If, therefore, there was nothing in the case except the question of the right of the plaintiffs to recover judgment for the sum claimed in their petition, I should hold, without hesitation, that they had no right of removal. But there is a controversy as to the truth of the allegations upon which the attachment was issued, and as to the validity of the attachment. Concerning this controversy the parties were at issue in the state court. I see no reason why a controversy as to the validity of the attachment may not constitute a case removable within the meaning of the statute. If the controversy arising upon the plea in abatement, in a case like the present, is between citizens of different states, and the amount in dispute, exclusive of costs, exceeds the sum or value of $500, I have no doubt the case is removable, even though there be no controversy upon the main case.

That the controversy arising upon the plea in this case is between citizens of Illinois on one side, and a citizen of Missouri on the other, is not disputed. Does the amount in dispute, exclusive of costs, exceed $500? Before we can answer this question affirmatively it must appear, from the record, that the recovery upon the issue joined upon the plea may exceed that sum. The value of the goods attached is more than $500, but the value of the goods attached is not the measure of the amount in controversy. The statute of Missouri (vol. 1, § 439) provides that if the issue upon the plea in abatement be found against the plaintiff, he and his sure*746ties “shall he liable on their bond for all damages and costs occasioned by the attachment, or any subsequent proceedings connected therewith.” The most that can be said is that the amount in controversy in the question raised upon the validity of the attachment is the sum which the defendant may recover as damages resulting from the wrongful issuing of the writ. What that amount is nowhere appears. The defendant has made no formal claim for damages. He prays the return of the goods sued, and for judgment for costs only. If we were at liberty to enter into conjecture as to the probable amount of the damages, in case the attachment is set aside, there is no data in the record from which we could, with any certainty, estimate them at more than $500. The defendant’s property was taken by attachment, (wrongfully, if the plea in abatement be true;) but it was taken to be applied upon a bona fide indebtedness.

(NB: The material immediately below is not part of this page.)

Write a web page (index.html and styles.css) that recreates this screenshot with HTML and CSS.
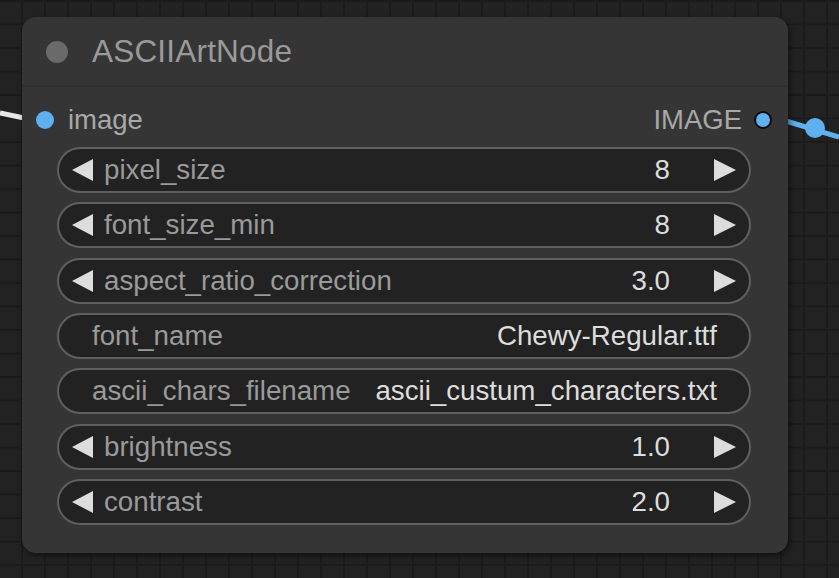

What his damages would be might depend upon a variety of facts and circumstances which cannot be anticipated. But the court, in determining such a question as this, must not be left to speculation. The party moving for a removal must be able to show affirmatively that the sum in controversy exceeds $500, exclusive of costs. It is enough to say, in this case, that this does not appear. No sum is claimed as damages, and from aught that appears it may not be the intention of the defendant to claim damages. If he should hereafter, by proper pleading, in this case, or in a suit on the attachment bond, claim more than $500 damages, in the state court, I think his making such claim will constitute a case which can be removed; but no such claim has heretofore been made. The petition for removal evidently refers to the original cause, which, as we have seen, ceased to be a dispute or controversy the moment the defendant admitted all that the plaintiffs claimed. I have treated it, however, as applying to the issue raised by the plea in abatement, in order that I might dispose of the question upon the most favorable view for the plaintiffs. Strictly speaking, the application fell to the ground when the defendant’s admission of the plaintiffs’ claim was filed, and a new application for the removal of the *747cause upon the attachment issue should have been made, and should have shown affirmatively that the amount in value in that controversy was more than $500. There is, in fact, no application for the removal of the case, as it stands, upon the plea in abatement. The petition is for the removal of the original or main cause, which is not removable because it does not involve a controversy.

The motion to remand is sustained.

Krekel, D. J., concurs.

Note. — See Ruckman v. Buckman, 1 Fed. Rep. 587.